Direction.
Below is a listing to write out in full, exactly as given, without its pictures.
┌─ Supplied information
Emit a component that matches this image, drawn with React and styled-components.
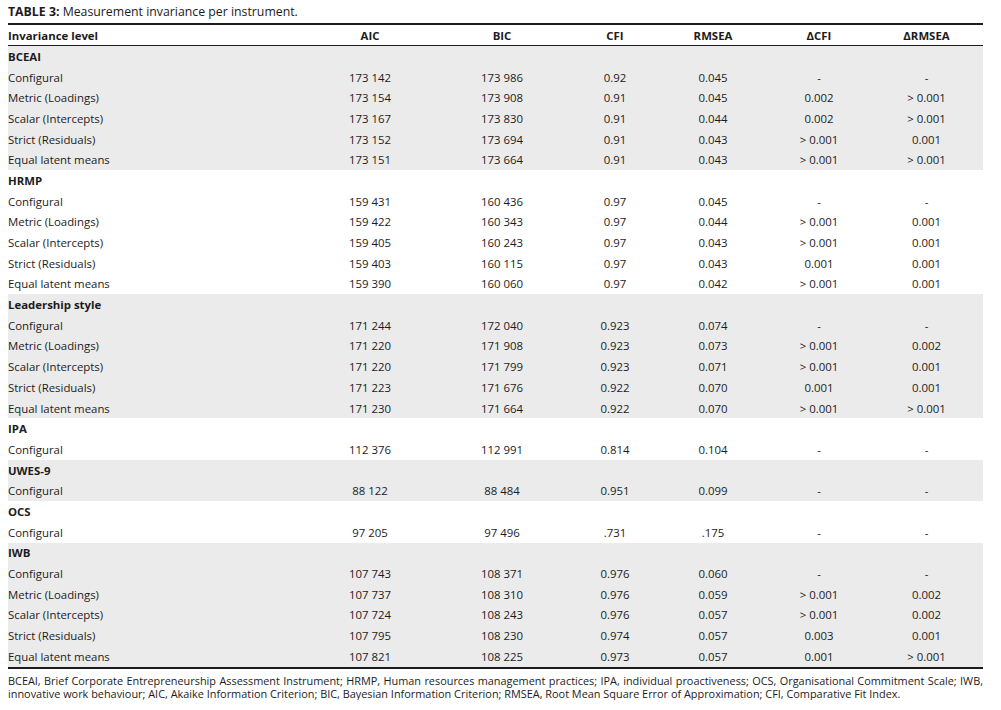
import React from 'react';
import styled, { createGlobalStyle } from 'styled-components';

const GlobalStyle = createGlobalStyle`
  html, body {
    margin: 0;
    padding: 0;
    background: #ffffff;
  }
  body {
    font-family: "Open Sans", "Liberation Sans", sans-serif;
    color: #1d1b1c;
  }
`;

const COLS = '300px 124px 140px 86px 110px 102px 113px';

const Page = styled.div`
  width: 975px;
  padding: 4px 18px 0 8px;
`;

const Caption = styled.div`
  font-size: 12.3px;
  line-height: 16px;
  height: 19px;

  b {
    font-weight: 700;
  }
`;

const Table = styled.div`
  border-top: 2px solid #1d1b1c;
  border-bottom: 2px solid #1d1b1c;
`;

const Row = styled.div`
  display: grid;
  grid-template-columns: ${COLS};
  align-items: center;
  height: ${(p) => (p.$head ? '20px' : '20.69px')};
  font-size: 11.4px;
  background: ${(p) => (p.$shade ? '#ebebeb' : 'transparent')};
  border-bottom: ${(p) => (p.$head ? '1px solid #1d1b1c' : 'none')};
  font-weight: ${(p) => (p.$bold ? 700 : 400)};
`;

const Cell = styled.div`
  text-align: ${(p) => (p.$left ? 'left' : 'center')};
  white-space: nowrap;
`;

const Note = styled.p`
  margin: 5px 0 0;
  font-size: 10.9px;
  line-height: 13px;
  text-align: justify;
`;

const HEAD = ['Invariance level', 'AIC', 'BIC', 'CFI', 'RMSEA', 'ΔCFI', 'ΔRMSEA'];

const full = (r) => [
  ['Configural', ...r[0]],
  ['Metric (Loadings)', ...r[1]],
  ['Scalar (Intercepts)', ...r[2]],
  ['Strict (Residuals)', ...r[3]],
  ['Equal latent means', ...r[4]],
];

const GROUPS = [
  {
    name: 'BCEAI',
    rows: full([
      ['173 142', '173 986', '0.92', '0.045', '-', '-'],
      ['173 154', '173 908', '0.91', '0.045', '0.002', '> 0.001'],
      ['173 167', '173 830', '0.91', '0.044', '0.002', '> 0.001'],
      ['173 152', '173 694', '0.91', '0.043', '> 0.001', '0.001'],
      ['173 151', '173 664', '0.91', '0.043', '> 0.001', '> 0.001'],
    ]),
  },
  {
    name: 'HRMP',
    rows: full([
      ['159 431', '160 436', '0.97', '0.045', '-', '-'],
      ['159 422', '160 343', '0.97', '0.044', '> 0.001', '0.001'],
      ['159 405', '160 243', '0.97', '0.043', '> 0.001', '0.001'],
      ['159 403', '160 115', '0.97', '0.043', '0.001', '0.001'],
      ['159 390', '160 060', '0.97', '0.042', '> 0.001', '0.001'],
    ]),
  },
  {
    name: 'Leadership style',
    rows: full([
      ['171 244', '172 040', '0.923', '0.074', '-', '-'],
      ['171 220', '171 908', '0.923', '0.073', '> 0.001', '0.002'],
      ['171 220', '171 799', '0.923', '0.071', '> 0.001', '0.001'],
      ['171 223', '171 676', '0.922', '0.070', '0.001', '0.001'],
      ['171 230', '171 664', '0.922', '0.070', '> 0.001', '> 0.001'],
    ]),
  },
  {
    name: 'IPA',
    rows: [['Configural', '112 376', '112 991', '0.814', '0.104', '-', '-']],
  },
  {
    name: 'UWES-9',
    rows: [['Configural', '88 122', '88 484', '0.951', '0.099', '-', '-']],
  },
  {
    name: 'OCS',
    rows: [['Configural', '97 205', '97 496', '.731', '.175', '-', '-']],
  },
  {
    name: 'IWB',
    rows: full([
      ['107 743', '108 371', '0.976', '0.060', '-', '-'],
      ['107 737', '108 310', '0.976', '0.059', '> 0.001', '0.002'],
      ['107 724', '108 243', '0.976', '0.057', '> 0.001', '0.002'],
      ['107 795', '108 230', '0.974', '0.057', '0.003', '0.001'],
      ['107 821', '108 225', '0.973', '0.057', '0.001', '> 0.001'],
    ]),
  },
];

export default function App() {
  return (
    <Page>
      <GlobalStyle />
      <Caption>
        <b>TABLE 3:</b> Measurement invariance per instrument.
      </Caption>
      <Table>
        <Row $head $bold>
          {HEAD.map((h, i) => (
            <Cell key={h} $left={i === 0}>{h}</Cell>
          ))}
        </Row>
        {GROUPS.map((g, gi) => (
          <React.Fragment key={g.name}>
            <Row $shade={gi % 2 === 0} $bold>
              <Cell $left>{g.name}</Cell>
            </Row>
            {g.rows.map((r, ri) => (
              <Row key={ri} $shade={gi % 2 === 0}>
                {r.map((v, ci) => (
                  <Cell key={ci} $left={ci === 0}>{v}</Cell>
                ))}
              </Row>
            ))}
          </React.Fragment>
        ))}
      </Table>
      <Note>
        BCEAI, Brief Corporate Entrepreneurship Assessment Instrument; HRMP, Human resources management
        practices; IPA, individual proactiveness; OCS, Organisational Commitment Scale; IWB, innovative work
        behaviour; AIC, Akaike Information Criterion; BIC, Bayesian Information Criterion; RMSEA, Root Mean
        Square Error of Approximation; CFI, Comparative Fit Index.
      </Note>
    </Page>
  );
}
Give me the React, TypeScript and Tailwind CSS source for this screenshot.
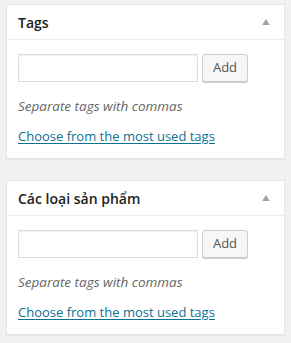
import React from "react";

function TagBox({ title }: { title: string }) {
  return (
    <div className="border border-[#e5e5e5] bg-white shadow-[0_1px_1px_rgba(0,0,0,0.04)]">
      {/* Header: title + collapse arrow */}
      <div className="flex h-[35px] items-center justify-between border-b border-[#eeeeee] pl-[11px] pr-[14px]">
        <h2 className="text-[14px] font-semibold text-[#222]">{title}</h2>
        <svg viewBox="0 0 8 6" className="h-[6px] w-[8px]">
          <path d="M4 0 L8 6 L0 6 Z" fill="#a0a5aa" />
        </svg>
      </div>
      <div className="px-[11px] pb-[12px] pt-[14px]">
        <div className="flex items-center gap-[4px]">
          <input
            type="text"
            className="h-[28px] w-[180px] border border-[#dddddd] bg-white shadow-[inset_0_1px_2px_rgba(0,0,0,0.07)] outline-none"
          />
          <button className="h-[28px] w-[46px] rounded-[3px] border border-[#cccccc] bg-[#f7f7f7] text-[13px] text-[#555] shadow-[0_1px_0_#ccc]">
            Add
          </button>
        </div>
        <p className="mt-[14px] text-[13.5px] italic leading-[20px] text-[#666]">
          Separate tags with commas
        </p>
        <a
          href="#"
          className="mt-[10px] block text-[13px] leading-[20px] text-[#0e7196] underline underline-offset-2"
        >
          Choose from the most used tags
        </a>
      </div>
    </div>
  );
}

export default function App() {
  return (
    <div
      className="flex h-[343px] w-[291px] flex-col gap-[21px] bg-[#f1f1f1] pl-[6px] pr-[6px] pt-[4px]"
      style={{ fontFamily: '"Open Sans", "Noto Sans", sans-serif' }}
    >
      <TagBox title="Tags" />
      <TagBox title="Các loại sản phẩm" />
    </div>
  );
}
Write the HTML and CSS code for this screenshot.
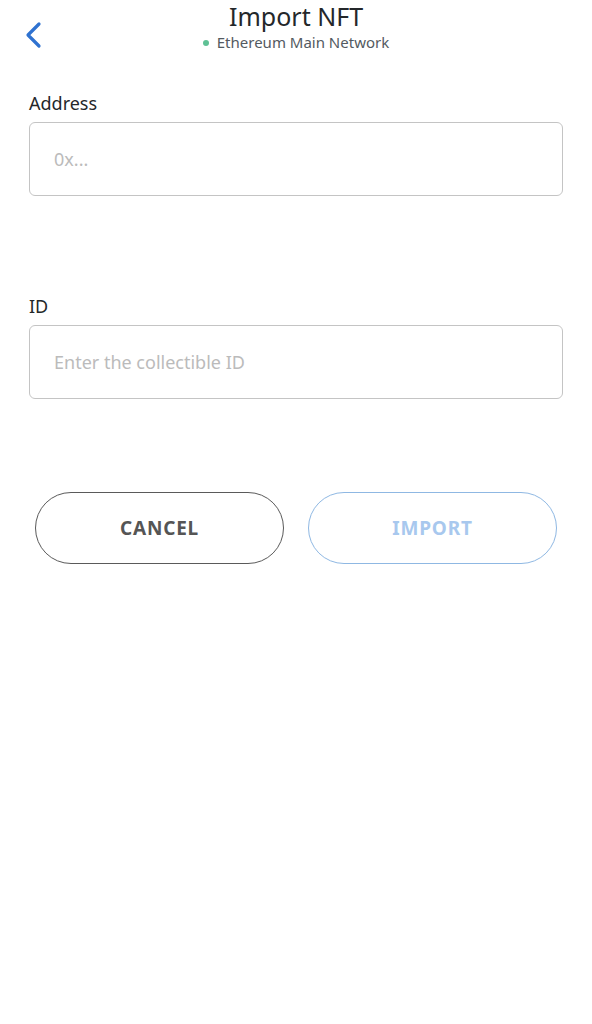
└─
Output for this exercise.
Emit a component that matches this image, drawn with React and styled-components.
import React from 'react';
import styled, { createGlobalStyle } from 'styled-components';

const GlobalStyle = createGlobalStyle`
  html, body {
    margin: 0;
    padding: 0;
    background: #ffffff;
  }
  body {
    font-family: "Open Sans", "Liberation Sans", sans-serif;
    color: #1d1b1c;
  }
`;

const COLS = '300px 124px 140px 86px 110px 102px 113px';

const Page = styled.div`
  width: 975px;
  padding: 4px 18px 0 8px;
`;

const Caption = styled.div`
  font-size: 12.3px;
  line-height: 16px;
  height: 19px;

  b {
    font-weight: 700;
  }
`;

const Table = styled.div`
  border-top: 2px solid #1d1b1c;
  border-bottom: 2px solid #1d1b1c;
`;

const Row = styled.div`
  display: grid;
  grid-template-columns: ${COLS};
  align-items: center;
  height: ${(p) => (p.$head ? '20px' : '20.69px')};
  font-size: 11.4px;
  background: ${(p) => (p.$shade ? '#ebebeb' : 'transparent')};
  border-bottom: ${(p) => (p.$head ? '1px solid #1d1b1c' : 'none')};
  font-weight: ${(p) => (p.$bold ? 700 : 400)};
`;

const Cell = styled.div`
  text-align: ${(p) => (p.$left ? 'left' : 'center')};
  white-space: nowrap;
`;

const Note = styled.p`
  margin: 5px 0 0;
  font-size: 10.9px;
  line-height: 13px;
  text-align: justify;
`;

const HEAD = ['Invariance level', 'AIC', 'BIC', 'CFI', 'RMSEA', 'ΔCFI', 'ΔRMSEA'];

const full = (r) => [
  ['Configural', ...r[0]],
  ['Metric (Loadings)', ...r[1]],
  ['Scalar (Intercepts)', ...r[2]],
  ['Strict (Residuals)', ...r[3]],
  ['Equal latent means', ...r[4]],
];

const GROUPS = [
  {
    name: 'BCEAI',
    rows: full([
      ['173 142', '173 986', '0.92', '0.045', '-', '-'],
      ['173 154', '173 908', '0.91', '0.045', '0.002', '> 0.001'],
      ['173 167', '173 830', '0.91', '0.044', '0.002', '> 0.001'],
      ['173 152', '173 694', '0.91', '0.043', '> 0.001', '0.001'],
      ['173 151', '173 664', '0.91', '0.043', '> 0.001', '> 0.001'],
    ]),
  },
  {
    name: 'HRMP',
    rows: full([
      ['159 431', '160 436', '0.97', '0.045', '-', '-'],
      ['159 422', '160 343', '0.97', '0.044', '> 0.001', '0.001'],
      ['159 405', '160 243', '0.97', '0.043', '> 0.001', '0.001'],
      ['159 403', '160 115', '0.97', '0.043', '0.001', '0.001'],
      ['159 390', '160 060', '0.97', '0.042', '> 0.001', '0.001'],
    ]),
  },
  {
    name: 'Leadership style',
    rows: full([
      ['171 244', '172 040', '0.923', '0.074', '-', '-'],
      ['171 220', '171 908', '0.923', '0.073', '> 0.001', '0.002'],
      ['171 220', '171 799', '0.923', '0.071', '> 0.001', '0.001'],
      ['171 223', '171 676', '0.922', '0.070', '0.001', '0.001'],
      ['171 230', '171 664', '0.922', '0.070', '> 0.001', '> 0.001'],
    ]),
  },
  {
    name: 'IPA',
    rows: [['Configural', '112 376', '112 991', '0.814', '0.104', '-', '-']],
  },
  {
    name: 'UWES-9',
    rows: [['Configural', '88 122', '88 484', '0.951', '0.099', '-', '-']],
  },
  {
    name: 'OCS',
    rows: [['Configural', '97 205', '97 496', '.731', '.175', '-', '-']],
  },
  {
    name: 'IWB',
    rows: full([
      ['107 743', '108 371', '0.976', '0.060', '-', '-'],
      ['107 737', '108 310', '0.976', '0.059', '> 0.001', '0.002'],
      ['107 724', '108 243', '0.976', '0.057', '> 0.001', '0.002'],
      ['107 795', '108 230', '0.974', '0.057', '0.003', '0.001'],
      ['107 821', '108 225', '0.973', '0.057', '0.001', '> 0.001'],
    ]),
  },
];

export default function App() {
  return (
    <Page>
      <GlobalStyle />
      <Caption>
        <b>TABLE 3:</b> Measurement invariance per instrument.
      </Caption>
      <Table>
        <Row $head $bold>
          {HEAD.map((h, i) => (
            <Cell key={h} $left={i === 0}>{h}</Cell>
          ))}
        </Row>
        {GROUPS.map((g, gi) => (
          <React.Fragment key={g.name}>
            <Row $shade={gi % 2 === 0} $bold>
              <Cell $left>{g.name}</Cell>
            </Row>
            {g.rows.map((r, ri) => (
              <Row key={ri} $shade={gi % 2 === 0}>
                {r.map((v, ci) => (
                  <Cell key={ci} $left={ci === 0}>{v}</Cell>
                ))}
              </Row>
            ))}
          </React.Fragment>
        ))}
      </Table>
      <Note>
        BCEAI, Brief Corporate Entrepreneurship Assessment Instrument; HRMP, Human resources management
        practices; IPA, individual proactiveness; OCS, Organisational Commitment Scale; IWB, innovative work
        behaviour; AIC, Akaike Information Criterion; BIC, Bayesian Information Criterion; RMSEA, Root Mean
        Square Error of Approximation; CFI, Comparative Fit Index.
      </Note>
    </Page>
  );
}
Give me the React, TypeScript and Tailwind CSS source for this screenshot.
import React from "react";

function TagBox({ title }: { title: string }) {
  return (
    <div className="border border-[#e5e5e5] bg-white shadow-[0_1px_1px_rgba(0,0,0,0.04)]">
      {/* Header: title + collapse arrow */}
      <div className="flex h-[35px] items-center justify-between border-b border-[#eeeeee] pl-[11px] pr-[14px]">
        <h2 className="text-[14px] font-semibold text-[#222]">{title}</h2>
        <svg viewBox="0 0 8 6" className="h-[6px] w-[8px]">
          <path d="M4 0 L8 6 L0 6 Z" fill="#a0a5aa" />
        </svg>
      </div>
      <div className="px-[11px] pb-[12px] pt-[14px]">
        <div className="flex items-center gap-[4px]">
          <input
            type="text"
            className="h-[28px] w-[180px] border border-[#dddddd] bg-white shadow-[inset_0_1px_2px_rgba(0,0,0,0.07)] outline-none"
          />
          <button className="h-[28px] w-[46px] rounded-[3px] border border-[#cccccc] bg-[#f7f7f7] text-[13px] text-[#555] shadow-[0_1px_0_#ccc]">
            Add
          </button>
        </div>
        <p className="mt-[14px] text-[13.5px] italic leading-[20px] text-[#666]">
          Separate tags with commas
        </p>
        <a
          href="#"
          className="mt-[10px] block text-[13px] leading-[20px] text-[#0e7196] underline underline-offset-2"
        >
          Choose from the most used tags
        </a>
      </div>
    </div>
  );
}

export default function App() {
  return (
    <div
      className="flex h-[343px] w-[291px] flex-col gap-[21px] bg-[#f1f1f1] pl-[6px] pr-[6px] pt-[4px]"
      style={{ fontFamily: '"Open Sans", "Noto Sans", sans-serif' }}
    >
      <TagBox title="Tags" />
      <TagBox title="Các loại sản phẩm" />
    </div>
  );
}
Write the HTML and CSS code for this screenshot.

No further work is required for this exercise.